The stylized action, again in the style of Kim Jee-woon, this time more of “A Bittersweet Life” kind, is quite entertaining throughout, despite its evident lack of realism, in an approach that occasionally moves in comic book paths. Perhaps due to this, Yukisada and the script-writer Tatsuo Kobayashi, tried to include a number of historical-like elements, with the fight between the factions of the Japanese army being the main one, and some more dramatic ones, having to do with Yuri's past. The first one somewhat works, although it also results in too many characters and side stories appearing in the movie, but the second definitely does not.
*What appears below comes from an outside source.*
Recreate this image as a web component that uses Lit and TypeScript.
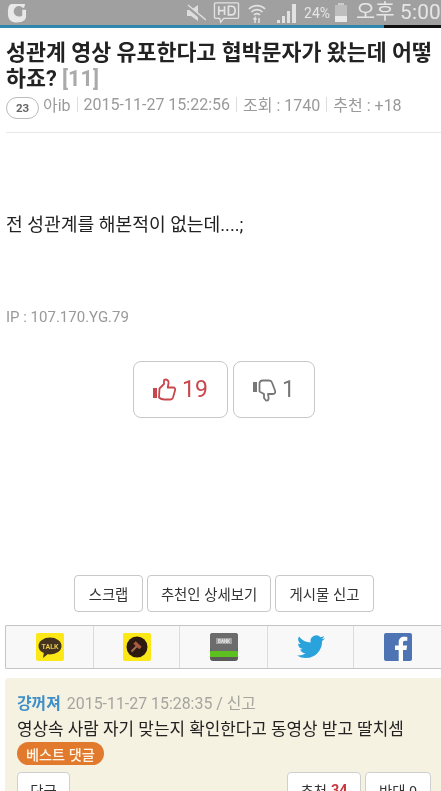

Probably in an effort to humanize Yuri and to highlight her as a mother and a woman, apart from a cold-blooded murdered, the narrative includes even more arcs, which, this time, take a rather melodramatic path that does not work particularly well here. Add to that the ever-present lagging in Japanese films, partially here due to the aforementioned two elements, and you have the most significant issues of the movie. Ayase and Hasegawa portray everything that was asked of them nicely, Hiroya Shimizu as Minamishi looks cool and dangerous, but they are not enough in this case.
As such, “Revolver Lily” emerges as a mixed bag, a film that definitely deserves a watch for its set pieces, visuals and action scenes, but will disappoint anyone who looks beyond that. Perhaps a smaller duration, which would allow the story to focus on the action would have made the whole thing better.